What's wrong with Mark Stumpp? Why had he dropped so much weight so quickly? Was he sick? Nobody knew.
One day after lunch, Stumpp handed a small, framed snapshot to Jim Scott, his friend and co-manager in the department for 14 years.
"Do you know who that is?" Stumpp asked.
Scott glanced at the picture of a tall woman with blonde bangs and shook his head.
"That's the person you're going to be working with a year from now," Stumpp said.
Scott looked at the photo again, then back at Stumpp. The lady in the photograph, Stumpp said, is going to be me.
Prudential's QM department manages billions of dollars of other people's money. It's a business that relies on a nurtured image of solidity, on the value implicit in longtime relationships.
And so, as word of Stumpp's intensely private decision spread through Prudential's Newark headquarters, people realized this wasn't going to be about just him. It was going to be about them, too.
Stumpp was uncomfortable in Mark's body as far back as memories reach. Deep inside, at the nexus of body and mind, something felt terribly wrong.
"A malaise of the soul," Stumpp said.
It is called gender dysphoria, a condition characterized by intense feelings of being the wrong gender. No one knows for sure what causes it.
Since the 1960s, thousands of people have quietly undergone hormone treatment and surgery to change gender. Most dropped out of their previous lives, resurfacing somewhere else with new identities.
So perhaps it was just a matter of time before it happened at Prudential, a company with 61,000 people on its payroll. But in 22 years at Prudential, the last half working on personnel issues, Ron Andrews, a vice president of human resources, "had never encountered a more difficult issue."
"What was difficult about this," he said, "is I didn't know anything."
'Business is about trust'
Stumpp, 51, was an acknowledged expert in the serious business of making money grow, and his department, a group of about 35 people, manages $32 billion on behalf of client pension funds and other institutional investors. Prudential's own $8 billion in pension funds is managed here.
"My business is about trust," Stumpp said, and he knew trust would not be enhanced after people saw him "turn into a girl."
In the summer of 2001, the few executives at Prudential who knew what was going on realized that the problem wasn't that Stumpp was changing his gender. It was that he was coming back to work afterward.

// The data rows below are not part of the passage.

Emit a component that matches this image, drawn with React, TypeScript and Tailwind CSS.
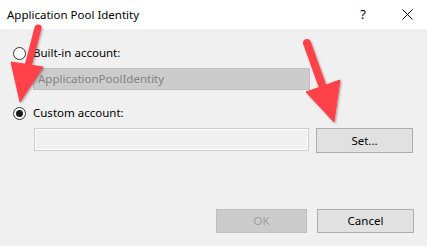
import React from "react";

function Radio({ checked }: { checked?: boolean }) {
  return (
    <span className="w-[13px] h-[13px] rounded-full border border-[#333333] bg-white flex items-center justify-center shrink-0">
      {checked && <span className="w-[7px] h-[7px] rounded-full bg-[#1a1a1a]" />}
    </span>
  );
}

function Arrows() {
  return (
    <svg className="absolute inset-0 pointer-events-none" width="427" height="246" viewBox="0 0 427 246">
      <defs>
        <filter id="sh" x="-20%" y="-20%" width="140%" height="140%">
          <feDropShadow dx="1" dy="1" stdDeviation="1.2" floodColor="#000" floodOpacity="0.35" />
        </filter>
      </defs>
      <g filter="url(#sh)" fill="#ff4348" stroke="#ff4348">
        <line x1="38" y1="28" x2="27" y2="70" strokeWidth="7" strokeLinecap="round" />
        <polygon points="11,62 43,67 20,102" strokeWidth="1" strokeLinejoin="round" />
        <line x1="307" y1="43" x2="326" y2="96" strokeWidth="8" strokeLinecap="round" />
        <polygon points="306,92 340,80 334,122" strokeWidth="1" strokeLinejoin="round" />
      </g>
    </svg>
  );
}

export default function App() {
  return (
    <div className="relative w-[427px] h-[246px] bg-[#f0f0f0] font-['Noto_Sans','Liberation_Sans',sans-serif] text-[11.5px] text-black overflow-hidden">
      <div className="h-[29px] bg-white flex items-center pl-[7px] pr-[14px]">
        <span className="flex-1 text-[11.5px] leading-none">Application Pool Identity</span>
        <span className="w-[14px] text-center text-[13px] leading-none mr-[32px]">?</span>
        <svg width="11" height="11" viewBox="0 0 11 11">
          <path d="M0.5 0.5 L10.5 10.5 M10.5 0.5 L0.5 10.5" stroke="#000" strokeWidth="1" />
        </svg>
      </div>

      <div className="flex flex-col pt-[14px]">
        <label className="h-[20px] flex items-center gap-[7px] pl-[13px]">
          <Radio />
          <span>Built-in account:</span>
        </label>
        <div className="ml-[33px] mt-[5px] w-[277px] h-[22px] bg-[#cccccc] border border-[#bfbfbf] flex items-center pl-[4px] text-[#838383]">
          ApplicationPoolIdentity
        </div>
        <label className="h-[20px] mt-[13px] flex items-center gap-[7px] pl-[13px]">
          <Radio checked />
          <span>Custom account:</span>
        </label>
        <div className="flex items-start mt-[5px] pl-[34px] gap-[7px]">
          <div className="w-[275px] h-[23px] bg-[#f0f0f0] border border-[#cccccc] shadow-[inset_0_0_0_1px_#ffffff]" />
          <button className="w-[97px] h-[25px] bg-[#e1e1e1] border border-[#adadad] flex items-center justify-center">
            Set...
          </button>
        </div>
        <div className="flex justify-end gap-[10px] mt-[56px] pr-[13px]">
          <button className="w-[91px] h-[24px] bg-[#cccccc] border border-[#bfbfbf] text-[#a0a0a0] flex items-center justify-center">
            OK
          </button>
          <button className="w-[97px] h-[24px] bg-[#e1e1e1] border border-[#adadad] flex items-center justify-center">
            Cancel
          </button>
        </div>
      </div>
      <Arrows />
    </div>
  );
}
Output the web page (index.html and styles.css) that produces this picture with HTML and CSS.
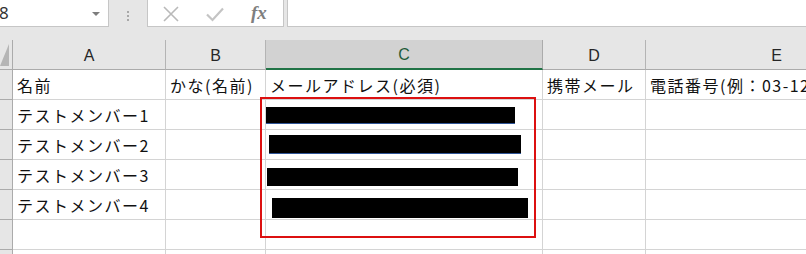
FILE: index.html
```html
<!DOCTYPE html>
<html lang="ja">
  <head>
    <meta charset="UTF-8" />
    <meta name="viewport" content="width=device-width, initial-scale=1.0" />
    <title>名簿</title>
    <link rel="stylesheet" href="styles.css">
  </head>
  <body>
    <div class="formula-bar">
      <div class="name-box">
        <span class="name-text">8</span>
        <span class="name-arrow"></span>
      </div>
      <div class="grip"><i></i><i></i><i></i></div>
      <div class="fx-buttons">
        <svg class="fx-btn cancel" width="16" height="16" viewBox="0 0 16 16">
          <path d="M1 1 L15 15 M15 1 L1 15" stroke="#b9b9b9" stroke-width="1.6" fill="none" />
        </svg>
        <svg class="fx-btn enter" width="18" height="15" viewBox="0 0 18 15">
          <path d="M1 7.5 L6.5 13 L17 1.5" stroke="#c4c4c4" stroke-width="2.2" fill="none" />
        </svg>
        <span class="fx"><i>fx</i></span>
      </div>
      <div class="formula-input"></div>
    </div>

    <div class="sheet">
      <!-- column headers -->
      <div class="corner"><span class="corner-tri"></span></div>
      <div class="col-head">A</div>
      <div class="col-head">B</div>
      <div class="col-head selected">C</div>
      <div class="col-head">D</div>
      <div class="col-head">E</div>

      <div class="row-head"></div>
      <div class="cell">名前</div>
      <div class="cell">かな(名前)</div>
      <div class="cell">メールアドレス(必須)</div>
      <div class="cell">携帯メール</div>
      <div class="cell">電話番号(例：03-1234-5678)</div>

      <div class="row-head"></div>
      <div class="cell">テストメンバー1</div>
      <div class="cell"></div>
      <div class="cell"></div>
      <div class="cell"></div>
      <div class="cell"></div>

      <div class="row-head"></div>
      <div class="cell">テストメンバー2</div>
      <div class="cell"></div>
      <div class="cell"></div>
      <div class="cell"></div>
      <div class="cell"></div>

      <div class="row-head"></div>
      <div class="cell">テストメンバー3</div>
      <div class="cell"></div>
      <div class="cell"></div>
      <div class="cell"></div>
      <div class="cell"></div>

      <div class="row-head"></div>
      <div class="cell">テストメンバー4</div>
      <div class="cell"></div>
      <div class="cell"></div>
      <div class="cell"></div>
      <div class="cell"></div>

      <div class="row-head"></div>
      <div class="cell"></div>
      <div class="cell"></div>
      <div class="cell"></div>
      <div class="cell"></div>
      <div class="cell"></div>

      <div class="row-head"></div>
      <div class="cell"></div>
      <div class="cell"></div>
      <div class="cell"></div>
      <div class="cell"></div>
      <div class="cell"></div>

      <!-- redacted addresses -->
      <div class="redact r1"></div>
      <div class="redact r2"></div>
      <div class="redact r3"></div>
      <div class="redact r4"></div>
      <div class="highlight"></div>
    </div>
  </body>
</html>
```

FILE: styles.css
```css
body {
  margin: 0;
  width: 806px;
  height: 254px;
  overflow: hidden;
  background-color: #e6e6e6;
  font-family: "Noto Sans CJK JP", "Noto Sans", sans-serif;
}

/* formula bar */
.formula-bar {
  display: flex;
  align-items: flex-start;
  height: 40px;
}

.name-box {
  box-sizing: border-box;
  width: 109px;
  height: 27px;
  background: white;
  border: 1px solid #c6c6c6;
  border-top: none;
  border-left: none;
  display: flex;
  align-items: center;
  justify-content: space-between;
  padding: 0 8px 0 0;
}

.name-text {
  font-family: "Noto Sans", sans-serif;
  font-size: 17px;
  color: #333;
  margin-left: -1px;
  margin-top: -1px;
}

.name-arrow {
  width: 0;
  height: 0;
  border-left: 4px solid transparent;
  border-right: 4px solid transparent;
  border-top: 4px solid #7d7d7d;
  margin-top: 2px;
}

.grip {
  width: 38px;
  height: 27px;
  display: flex;
  flex-direction: column;
  align-items: center;
  justify-content: center;
  gap: 2px;
  padding-top: 5px;
  box-sizing: border-box;
}

.grip i {
  width: 2px;
  height: 2px;
  background: #a8a8a8;
}

.fx-buttons {
  box-sizing: border-box;
  width: 137px;
  height: 27px;
  background: white;
  border: 1px solid #c6c6c6;
  border-top: none;
  display: flex;
  align-items: center;
  padding-left: 15px;
}

.cancel {
  margin-right: 27px;
  margin-top: 1px;
}

.enter {
  margin-right: 27px;
  margin-top: 2px;
}

.fx {
  font-family: "Liberation Serif", serif;
  font-size: 19px;
  font-weight: bold;
  color: #7f7f7f;
}

.formula-input {
  box-sizing: border-box;
  flex: 1;
  height: 27px;
  margin-left: 3px;
  background: white;
  border: 1px solid #c6c6c6;
  border-top: none;
  border-right: none;
}

/* grid */
.sheet {
  position: relative;
  display: grid;
  grid-template-columns: 13px 153px 100px 277px 103px 262px;
  grid-auto-rows: 30px;
  width: 908px;
}

.sheet > div {
  box-sizing: border-box;
}

.corner {
  position: relative;
  background: #e6e6e6;
  border-right: 1px solid #ababab;
  border-bottom: 1px solid #ababab;
}

.corner-tri {
  position: absolute;
  right: 3px;
  bottom: 3px;
  width: 9px;
  height: 22px;
  background: #b5b5b5;
  clip-path: polygon(100% 0, 100% 100%, 0 100%);
}

.col-head {
  display: flex;
  align-items: center;
  justify-content: center;
  background: #e6e6e6;
  border-right: 1px solid #b4b4b4;
  border-bottom: 1px solid #ababab;
  font-family: "Liberation Sans", sans-serif;
  font-size: 16px;
  color: #262626;
  padding-top: 2px;
}

.col-head.selected {
  background: #d2d2d2;
  color: #1e5c3a;
  border-bottom: 2px solid #217346;
  border-right-color: #ababab;
}

.row-head {
  background: #e6e6e6;
  border-right: 1px solid #ababab;
  border-bottom: 1px solid #ababab;
}

.cell {
  display: flex;
  align-items: center;
  background: white;
  border-right: 1px solid #d4d4d4;
  border-bottom: 1px solid #d4d4d4;
  padding-left: 4px;
  font-size: 16px;
  letter-spacing: 1.5px;
  color: #111;
  white-space: nowrap;
  overflow: hidden;
}

/* overlays */
.redact {
  position: absolute;
  background: black;
}

.r1 {
  left: 266px;
  top: 67px;
  width: 249px;
  height: 16px;
  box-shadow: 0 1px 0 #2f5597;
}

.r2 {
  left: 269px;
  top: 95px;
  width: 252px;
  height: 18px;
  box-shadow: 0 1px 0 #2f5597;
}

.r3 {
  left: 267px;
  top: 128px;
  width: 251px;
  height: 18px;
}

.r4 {
  left: 272px;
  top: 158px;
  width: 256px;
  height: 20px;
}

.highlight {
  position: absolute;
  left: 260px;
  top: 57px;
  width: 276px;
  height: 141px;
  border: 2px solid #dc1010;
}
```
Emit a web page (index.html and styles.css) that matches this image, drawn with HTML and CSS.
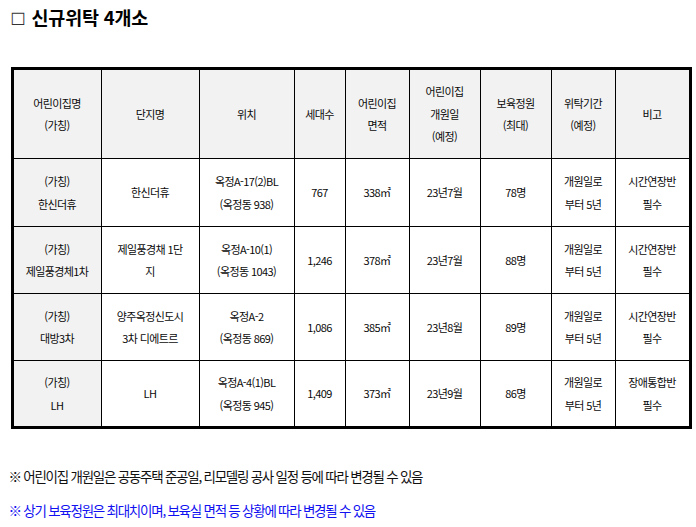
FILE: index.html
```html
<!DOCTYPE html>
<html lang="ko">
<head>
<meta charset="utf-8">
<link rel="stylesheet" href="styles.css">
</head>
<body>
<div class="page">
  <h2 class="title"><span class="box">☐</span> 신규위탁 4개소</h2>
  <table class="grid">
    <colgroup>
      <col class="c1"><col class="c2"><col class="c3"><col class="c4"><col class="c5"><col class="c6"><col class="c7"><col class="c8"><col class="c9">
    </colgroup>
    <tr class="head">
      <td>어린이집명<br>(가칭)</td>
      <td>단지명</td>
      <td>위치</td>
      <td>세대수</td>
      <td>어린이집<br>면적</td>
      <td>어린이집<br>개원일<br>(예정)</td>
      <td>보육정원<br>(최대)</td>
      <td>위탁기간<br>(예정)</td>
      <td>비고</td>
    </tr>
    <tr class="r1">
      <td class="name">(가칭)<br>한신더휴</td>
      <td>한신더휴</td>
      <td>옥정A-17(2)BL<br>(옥정동 938)</td>
      <td>767</td>
      <td>338㎡</td>
      <td>23년7월</td>
      <td>78명</td>
      <td>개원일로<br>부터 5년</td>
      <td>시간연장반<br>필수</td>
    </tr>
    <tr class="r2">
      <td class="name">(가칭)<br>제일풍경체1차</td>
      <td>제일풍경채 1단<br>지</td>
      <td>옥정A-10(1)<br>(옥정동 1043)</td>
      <td>1,246</td>
      <td>378㎡</td>
      <td>23년7월</td>
      <td>88명</td>
      <td>개원일로<br>부터 5년</td>
      <td>시간연장반<br>필수</td>
    </tr>
    <tr class="r3">
      <td class="name">(가칭)<br>대방3차</td>
      <td>양주옥정신도시<br>3차 디에트르</td>
      <td>옥정A-2<br>(옥정동 869)</td>
      <td>1,086</td>
      <td>385㎡</td>
      <td>23년8월</td>
      <td>89명</td>
      <td>개원일로<br>부터 5년</td>
      <td>시간연장반<br>필수</td>
    </tr>
    <tr class="r4">
      <td class="name">(가칭)<br>LH</td>
      <td>LH</td>
      <td>옥정A-4(1)BL<br>(옥정동 945)</td>
      <td>1,409</td>
      <td>373㎡</td>
      <td>23년9월</td>
      <td>86명</td>
      <td>개원일로<br>부터 5년</td>
      <td>장애통합반<br>필수</td>
    </tr>
  </table>
  <p class="note">※ 어린이집 개원일은 공동주택 준공일, 리모델링 공사 일정 등에 따라 변경될 수 있음</p>
  <p class="note blue">※ 상기 보육정원은 최대치이며, 보육실 면적 등 상황에 따라 변경될 수 있음</p>
</div>
</body>
</html>
```

FILE: styles.css
```css
html, body {
  margin: 0;
  padding: 0;
  background: #ffffff;
}
body {
  font-family: "Noto Sans CJK KR", "Noto Sans", sans-serif;
  color: #111111;
}
.page {
  padding: 0 0 0 10.5px;
}
.title {
  margin: 0;
  height: 34px;
  line-height: 34px;
  font-size: 18.5px;
  font-weight: bold;
  color: #000000;
  letter-spacing: -0.2px;
  margin-left: -1px;
}
.title .box {
  font-family: "DejaVu Sans", sans-serif;
  font-weight: normal;
  font-size: 17px;
  color: #333333;
  margin-left: 1px;
  margin-right: 1px;
}
.grid {
  margin-top: 33px;
  width: 678px;
  table-layout: fixed;
  border-collapse: collapse;
  border: 3px solid #000000;
  font-size: 11px;
  letter-spacing: -0.6px;
  color: #0a0a0a;
}
.c1 { width: 89px; }
.c2 { width: 98px; }
.c3 { width: 95px; }
.c4 { width: 51px; }
.c5 { width: 64px; }
.c6 { width: 71px; }
.c7 { width: 71px; }
.c8 { width: 64px; }
.c9 { width: 75px; }
.grid td {
  border: 1px solid #000000;
  text-align: center;
  vertical-align: middle;
  line-height: 22.5px;
  padding: 0 2px;
}
.grid .head td {
  background: #f2f2f2;
}
.grid td.name {
  background: #f2f2f2;
}
.head { height: 90px; }
.r1 { height: 68px; }
.r2 { height: 67px; }
.r3 { height: 67px; }
.r4 { height: 67px; }
.note {
  margin: 0 0 0 -2px;
  font-size: 13.5px;
  letter-spacing: -1.25px;
  line-height: 34px;
  color: #111111;
}
.note:first-of-type {
  margin-top: 30px;
}
.blue {
  color: #1010f0;
}
```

It was one thing to figure out how the department would go on without Mark. It was quite another to figure out how to continue with someone named Maggie in his place.
Someone was going to have to explain the situation in Prudential's executive offices, to the company's clients, to the marketing and sales representatives who vouched for Stumpp's research.
Bringing it all together was Andrews' job.
Throughout the summer and into the fall, Andrews worked his way down a list of people who needed to know, figuring out not just who they would tell in turn, but how they would do it.
One of the first trials came a few weeks after Stumpp's return, when they took a call from a longtime client, a labor union whose members' reputations did not gibe with her heels and pantyhose.
The union officials asked to meet Stumpp to re-evaluate her suitability to continue managing their business. The department braced to lose the account.
They met over dinner at a steakhouse. The first few hours were spent discussing the stock market and the economy, smoothed over by a couple of drinks. Gradually, the men's doubts appeared to ease.
"You know, you really don't look so bad," one leaned over to tell Stumpp. She chalked it up as a compliment. Prudential kept the account.